═════ SUPPLIED ENTRIES

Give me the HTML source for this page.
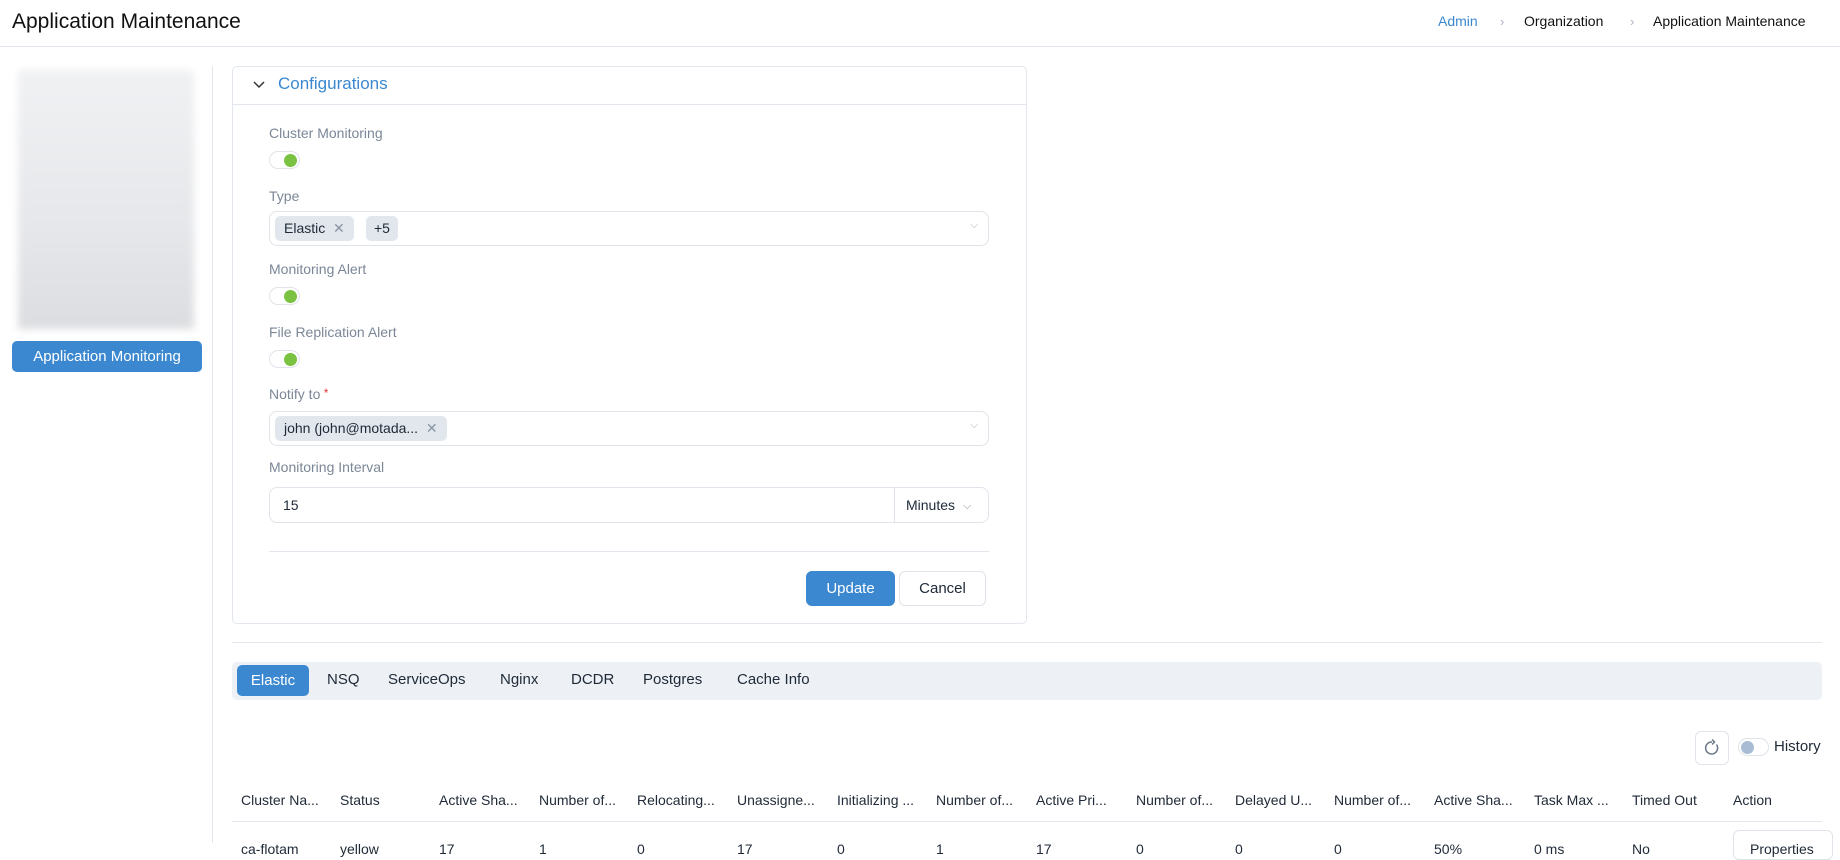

══════════
═════ SUPPLIED ENTRIES

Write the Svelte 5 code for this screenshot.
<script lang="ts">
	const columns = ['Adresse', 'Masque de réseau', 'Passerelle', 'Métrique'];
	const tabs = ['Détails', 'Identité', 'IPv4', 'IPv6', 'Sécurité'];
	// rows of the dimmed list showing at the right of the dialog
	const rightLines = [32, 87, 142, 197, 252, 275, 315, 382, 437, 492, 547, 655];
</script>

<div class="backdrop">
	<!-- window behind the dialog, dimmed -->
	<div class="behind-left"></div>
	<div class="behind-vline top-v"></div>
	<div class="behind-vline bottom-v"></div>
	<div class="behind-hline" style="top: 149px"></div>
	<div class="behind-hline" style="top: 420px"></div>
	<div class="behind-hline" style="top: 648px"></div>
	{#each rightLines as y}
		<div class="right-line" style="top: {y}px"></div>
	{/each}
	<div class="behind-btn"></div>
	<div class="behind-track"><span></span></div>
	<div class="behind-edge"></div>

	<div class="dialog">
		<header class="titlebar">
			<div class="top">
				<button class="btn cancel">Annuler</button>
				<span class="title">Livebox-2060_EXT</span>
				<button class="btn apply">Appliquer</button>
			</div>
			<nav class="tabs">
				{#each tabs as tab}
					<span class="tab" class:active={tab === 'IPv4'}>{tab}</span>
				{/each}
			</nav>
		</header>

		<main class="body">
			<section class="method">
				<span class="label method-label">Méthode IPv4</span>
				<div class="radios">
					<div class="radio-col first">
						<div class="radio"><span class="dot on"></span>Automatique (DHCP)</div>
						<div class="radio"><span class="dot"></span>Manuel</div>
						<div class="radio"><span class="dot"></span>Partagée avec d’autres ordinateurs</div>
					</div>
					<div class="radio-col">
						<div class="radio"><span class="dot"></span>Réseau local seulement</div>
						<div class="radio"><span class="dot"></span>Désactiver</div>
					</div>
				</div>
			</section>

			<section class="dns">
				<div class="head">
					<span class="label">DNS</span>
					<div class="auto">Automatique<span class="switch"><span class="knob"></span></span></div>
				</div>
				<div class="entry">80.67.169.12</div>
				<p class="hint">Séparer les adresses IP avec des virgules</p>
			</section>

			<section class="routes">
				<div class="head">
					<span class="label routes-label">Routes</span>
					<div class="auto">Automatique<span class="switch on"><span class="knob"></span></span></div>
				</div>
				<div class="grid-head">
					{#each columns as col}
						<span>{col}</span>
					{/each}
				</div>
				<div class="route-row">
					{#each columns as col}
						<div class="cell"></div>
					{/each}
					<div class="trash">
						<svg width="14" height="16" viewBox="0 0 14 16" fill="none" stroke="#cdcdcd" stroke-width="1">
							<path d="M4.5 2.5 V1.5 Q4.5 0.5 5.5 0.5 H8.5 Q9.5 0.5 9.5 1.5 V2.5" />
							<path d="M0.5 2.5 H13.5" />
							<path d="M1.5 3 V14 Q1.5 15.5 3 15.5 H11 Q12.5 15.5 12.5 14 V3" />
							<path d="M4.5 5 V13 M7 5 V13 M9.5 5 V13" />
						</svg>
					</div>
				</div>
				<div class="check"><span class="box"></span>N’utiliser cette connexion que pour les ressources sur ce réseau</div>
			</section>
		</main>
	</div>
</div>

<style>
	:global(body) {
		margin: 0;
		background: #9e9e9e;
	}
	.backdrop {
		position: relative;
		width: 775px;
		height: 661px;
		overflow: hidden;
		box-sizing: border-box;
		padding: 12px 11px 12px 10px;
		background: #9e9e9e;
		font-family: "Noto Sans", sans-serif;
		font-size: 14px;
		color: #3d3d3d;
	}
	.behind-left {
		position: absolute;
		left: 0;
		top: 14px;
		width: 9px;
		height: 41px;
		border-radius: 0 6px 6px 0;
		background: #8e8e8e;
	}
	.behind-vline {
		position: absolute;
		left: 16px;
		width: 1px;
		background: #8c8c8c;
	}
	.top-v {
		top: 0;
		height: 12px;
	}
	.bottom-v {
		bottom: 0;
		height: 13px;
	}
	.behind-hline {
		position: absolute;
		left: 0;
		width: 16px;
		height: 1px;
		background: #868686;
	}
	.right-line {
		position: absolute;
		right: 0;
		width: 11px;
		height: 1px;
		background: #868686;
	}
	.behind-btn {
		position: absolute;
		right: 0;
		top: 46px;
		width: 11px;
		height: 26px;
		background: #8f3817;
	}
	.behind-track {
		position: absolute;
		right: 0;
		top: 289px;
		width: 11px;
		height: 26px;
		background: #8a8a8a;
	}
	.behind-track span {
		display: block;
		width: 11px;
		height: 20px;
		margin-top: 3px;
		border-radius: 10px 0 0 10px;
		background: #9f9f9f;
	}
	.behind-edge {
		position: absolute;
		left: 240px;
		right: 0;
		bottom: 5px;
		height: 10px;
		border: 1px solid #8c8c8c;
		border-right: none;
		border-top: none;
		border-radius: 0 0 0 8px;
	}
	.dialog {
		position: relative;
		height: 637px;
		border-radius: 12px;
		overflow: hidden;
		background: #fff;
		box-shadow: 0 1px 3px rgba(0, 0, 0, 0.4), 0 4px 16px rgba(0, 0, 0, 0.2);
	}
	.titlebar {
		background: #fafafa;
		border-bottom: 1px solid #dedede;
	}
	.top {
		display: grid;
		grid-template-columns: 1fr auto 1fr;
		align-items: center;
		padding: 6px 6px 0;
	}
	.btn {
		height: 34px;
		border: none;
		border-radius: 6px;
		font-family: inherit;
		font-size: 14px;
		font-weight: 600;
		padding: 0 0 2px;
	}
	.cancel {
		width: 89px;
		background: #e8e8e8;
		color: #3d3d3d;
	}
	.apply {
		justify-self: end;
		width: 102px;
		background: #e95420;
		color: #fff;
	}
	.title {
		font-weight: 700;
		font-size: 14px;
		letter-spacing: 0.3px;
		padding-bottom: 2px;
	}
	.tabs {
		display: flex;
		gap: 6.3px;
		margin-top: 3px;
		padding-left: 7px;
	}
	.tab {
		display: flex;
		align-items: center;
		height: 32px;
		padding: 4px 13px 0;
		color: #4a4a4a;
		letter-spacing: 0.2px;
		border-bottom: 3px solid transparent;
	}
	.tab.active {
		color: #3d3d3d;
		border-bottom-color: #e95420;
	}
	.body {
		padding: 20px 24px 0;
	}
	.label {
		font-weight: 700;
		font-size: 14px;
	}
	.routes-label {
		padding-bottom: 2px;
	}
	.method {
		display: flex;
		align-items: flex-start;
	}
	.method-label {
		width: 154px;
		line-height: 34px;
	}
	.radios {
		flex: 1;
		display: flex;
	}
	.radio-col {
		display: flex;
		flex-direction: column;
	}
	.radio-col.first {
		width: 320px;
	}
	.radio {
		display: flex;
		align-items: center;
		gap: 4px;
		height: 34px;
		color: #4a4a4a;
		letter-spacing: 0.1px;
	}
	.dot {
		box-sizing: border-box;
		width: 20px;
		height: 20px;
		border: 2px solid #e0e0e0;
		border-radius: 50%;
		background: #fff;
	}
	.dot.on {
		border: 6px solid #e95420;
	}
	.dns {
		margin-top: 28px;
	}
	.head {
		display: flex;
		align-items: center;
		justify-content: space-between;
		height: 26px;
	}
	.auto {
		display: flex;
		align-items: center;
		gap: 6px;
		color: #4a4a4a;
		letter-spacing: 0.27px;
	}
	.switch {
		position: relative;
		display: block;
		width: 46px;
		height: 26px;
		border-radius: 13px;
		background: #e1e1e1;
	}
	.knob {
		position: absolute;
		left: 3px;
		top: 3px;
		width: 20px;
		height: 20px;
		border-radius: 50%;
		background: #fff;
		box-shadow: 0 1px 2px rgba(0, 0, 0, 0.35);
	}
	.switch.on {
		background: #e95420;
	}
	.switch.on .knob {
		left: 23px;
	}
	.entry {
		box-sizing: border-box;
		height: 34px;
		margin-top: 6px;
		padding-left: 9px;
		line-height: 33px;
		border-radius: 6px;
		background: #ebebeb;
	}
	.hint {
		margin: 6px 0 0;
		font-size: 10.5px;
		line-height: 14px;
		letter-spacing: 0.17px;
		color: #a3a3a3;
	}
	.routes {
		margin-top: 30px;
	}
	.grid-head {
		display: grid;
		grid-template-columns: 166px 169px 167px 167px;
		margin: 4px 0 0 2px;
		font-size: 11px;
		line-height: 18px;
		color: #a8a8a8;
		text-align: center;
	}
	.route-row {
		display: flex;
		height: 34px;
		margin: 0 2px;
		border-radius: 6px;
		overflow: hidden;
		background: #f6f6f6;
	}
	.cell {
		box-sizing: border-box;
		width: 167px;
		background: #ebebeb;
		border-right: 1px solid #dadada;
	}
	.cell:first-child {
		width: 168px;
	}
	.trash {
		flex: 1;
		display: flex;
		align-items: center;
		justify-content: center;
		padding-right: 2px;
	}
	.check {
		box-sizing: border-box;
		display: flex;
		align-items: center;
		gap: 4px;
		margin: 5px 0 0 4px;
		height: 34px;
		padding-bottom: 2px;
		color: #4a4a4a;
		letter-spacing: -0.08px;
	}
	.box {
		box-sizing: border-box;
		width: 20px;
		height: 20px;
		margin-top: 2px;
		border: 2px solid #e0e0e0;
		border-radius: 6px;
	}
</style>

══════════
═════ SUPPLIED ENTRIES

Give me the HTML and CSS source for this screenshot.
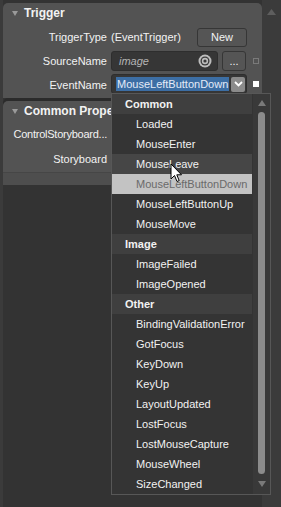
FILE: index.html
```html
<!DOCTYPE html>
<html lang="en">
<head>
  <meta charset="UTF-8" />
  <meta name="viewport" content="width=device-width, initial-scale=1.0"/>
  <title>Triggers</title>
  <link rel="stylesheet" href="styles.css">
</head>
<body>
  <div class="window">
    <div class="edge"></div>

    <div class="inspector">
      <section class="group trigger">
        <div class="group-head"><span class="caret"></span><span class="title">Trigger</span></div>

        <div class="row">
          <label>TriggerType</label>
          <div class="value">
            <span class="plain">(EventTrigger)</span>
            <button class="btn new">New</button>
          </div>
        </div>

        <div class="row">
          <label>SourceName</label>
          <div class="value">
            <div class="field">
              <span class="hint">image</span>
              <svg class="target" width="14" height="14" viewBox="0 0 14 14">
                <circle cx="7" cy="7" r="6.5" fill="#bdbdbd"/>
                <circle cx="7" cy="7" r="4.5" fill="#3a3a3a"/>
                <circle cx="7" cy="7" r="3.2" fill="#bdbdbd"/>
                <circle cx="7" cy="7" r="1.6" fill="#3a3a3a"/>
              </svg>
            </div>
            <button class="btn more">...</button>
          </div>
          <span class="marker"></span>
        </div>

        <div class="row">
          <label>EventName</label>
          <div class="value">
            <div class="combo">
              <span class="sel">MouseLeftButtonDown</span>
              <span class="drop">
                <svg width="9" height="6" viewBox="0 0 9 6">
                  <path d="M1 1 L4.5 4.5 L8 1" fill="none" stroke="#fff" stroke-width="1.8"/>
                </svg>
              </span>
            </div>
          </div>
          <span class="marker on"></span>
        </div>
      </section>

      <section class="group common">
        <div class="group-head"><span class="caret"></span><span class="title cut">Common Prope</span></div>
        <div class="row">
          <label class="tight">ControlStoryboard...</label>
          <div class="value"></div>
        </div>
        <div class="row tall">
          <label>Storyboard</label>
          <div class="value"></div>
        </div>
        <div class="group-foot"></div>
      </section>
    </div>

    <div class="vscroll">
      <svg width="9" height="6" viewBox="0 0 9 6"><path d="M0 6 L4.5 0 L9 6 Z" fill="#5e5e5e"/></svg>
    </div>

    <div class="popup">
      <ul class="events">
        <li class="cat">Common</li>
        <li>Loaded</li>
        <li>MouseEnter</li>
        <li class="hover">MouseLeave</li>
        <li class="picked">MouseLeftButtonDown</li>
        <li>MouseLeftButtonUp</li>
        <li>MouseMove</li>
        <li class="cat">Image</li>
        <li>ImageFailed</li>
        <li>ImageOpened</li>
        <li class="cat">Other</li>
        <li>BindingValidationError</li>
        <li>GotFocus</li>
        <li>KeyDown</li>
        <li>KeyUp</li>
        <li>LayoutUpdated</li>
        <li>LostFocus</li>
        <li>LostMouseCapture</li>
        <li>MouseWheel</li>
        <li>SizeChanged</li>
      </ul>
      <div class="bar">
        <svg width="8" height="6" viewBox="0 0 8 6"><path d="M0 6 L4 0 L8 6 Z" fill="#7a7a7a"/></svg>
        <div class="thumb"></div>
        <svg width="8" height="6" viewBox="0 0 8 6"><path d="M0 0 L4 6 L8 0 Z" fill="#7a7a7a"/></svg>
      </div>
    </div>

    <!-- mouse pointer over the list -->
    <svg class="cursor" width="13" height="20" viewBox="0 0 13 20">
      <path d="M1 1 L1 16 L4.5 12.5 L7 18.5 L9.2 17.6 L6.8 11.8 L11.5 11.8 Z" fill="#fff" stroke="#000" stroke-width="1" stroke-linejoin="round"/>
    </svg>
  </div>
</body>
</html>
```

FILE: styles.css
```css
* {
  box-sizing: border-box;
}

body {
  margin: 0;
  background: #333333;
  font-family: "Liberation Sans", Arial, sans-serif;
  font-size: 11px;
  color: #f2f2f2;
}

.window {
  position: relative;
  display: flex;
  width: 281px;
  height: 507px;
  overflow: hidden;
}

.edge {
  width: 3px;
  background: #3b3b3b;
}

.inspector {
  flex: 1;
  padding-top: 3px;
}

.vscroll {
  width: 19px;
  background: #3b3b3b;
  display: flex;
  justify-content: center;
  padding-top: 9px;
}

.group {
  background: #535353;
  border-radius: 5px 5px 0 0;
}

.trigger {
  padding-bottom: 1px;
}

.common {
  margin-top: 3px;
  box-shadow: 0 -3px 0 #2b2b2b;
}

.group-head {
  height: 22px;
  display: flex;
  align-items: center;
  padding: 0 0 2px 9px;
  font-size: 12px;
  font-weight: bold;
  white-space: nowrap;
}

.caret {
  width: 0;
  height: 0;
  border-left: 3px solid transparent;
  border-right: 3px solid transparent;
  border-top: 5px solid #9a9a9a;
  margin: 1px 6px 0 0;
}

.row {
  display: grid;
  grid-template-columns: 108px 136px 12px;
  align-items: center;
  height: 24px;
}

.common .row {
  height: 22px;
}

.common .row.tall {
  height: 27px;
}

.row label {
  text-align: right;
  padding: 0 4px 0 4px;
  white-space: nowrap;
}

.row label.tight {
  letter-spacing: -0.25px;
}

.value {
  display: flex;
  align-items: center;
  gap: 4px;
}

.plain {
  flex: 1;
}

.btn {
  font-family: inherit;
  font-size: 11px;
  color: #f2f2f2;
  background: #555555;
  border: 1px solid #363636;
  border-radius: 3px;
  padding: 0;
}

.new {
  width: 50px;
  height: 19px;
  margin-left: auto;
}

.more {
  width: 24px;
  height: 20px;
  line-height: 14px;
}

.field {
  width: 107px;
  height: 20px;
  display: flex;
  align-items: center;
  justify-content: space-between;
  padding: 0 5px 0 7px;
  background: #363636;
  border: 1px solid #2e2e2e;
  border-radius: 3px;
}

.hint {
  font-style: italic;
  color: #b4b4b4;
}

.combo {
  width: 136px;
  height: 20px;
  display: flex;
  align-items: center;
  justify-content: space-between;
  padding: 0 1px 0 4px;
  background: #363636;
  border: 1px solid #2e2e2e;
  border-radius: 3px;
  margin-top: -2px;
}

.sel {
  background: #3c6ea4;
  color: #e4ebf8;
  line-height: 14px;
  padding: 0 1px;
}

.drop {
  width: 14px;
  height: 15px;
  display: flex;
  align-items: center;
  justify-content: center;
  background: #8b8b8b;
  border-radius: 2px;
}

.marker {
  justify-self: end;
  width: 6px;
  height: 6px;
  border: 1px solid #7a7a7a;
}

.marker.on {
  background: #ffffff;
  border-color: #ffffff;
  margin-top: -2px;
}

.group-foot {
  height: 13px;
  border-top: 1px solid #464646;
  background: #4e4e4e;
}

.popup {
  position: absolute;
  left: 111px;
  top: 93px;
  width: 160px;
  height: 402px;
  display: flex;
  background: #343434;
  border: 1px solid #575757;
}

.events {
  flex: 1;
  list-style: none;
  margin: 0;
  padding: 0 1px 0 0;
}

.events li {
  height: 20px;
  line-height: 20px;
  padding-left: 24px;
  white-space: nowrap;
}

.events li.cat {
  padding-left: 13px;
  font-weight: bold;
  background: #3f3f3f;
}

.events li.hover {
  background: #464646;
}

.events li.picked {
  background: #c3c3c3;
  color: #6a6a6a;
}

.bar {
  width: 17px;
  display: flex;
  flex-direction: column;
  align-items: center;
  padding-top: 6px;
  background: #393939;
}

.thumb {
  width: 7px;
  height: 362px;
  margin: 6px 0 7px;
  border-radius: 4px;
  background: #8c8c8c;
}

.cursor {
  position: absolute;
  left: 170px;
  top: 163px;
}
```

══════════

PROBLEM TO SOLVE – Copy, from the material, each line that holds the string "this".

FINAL RESULT –
Give me the HTML source for this page.
Write the Svelte 5 code for this screenshot.
Give me the HTML and CSS source for this screenshot.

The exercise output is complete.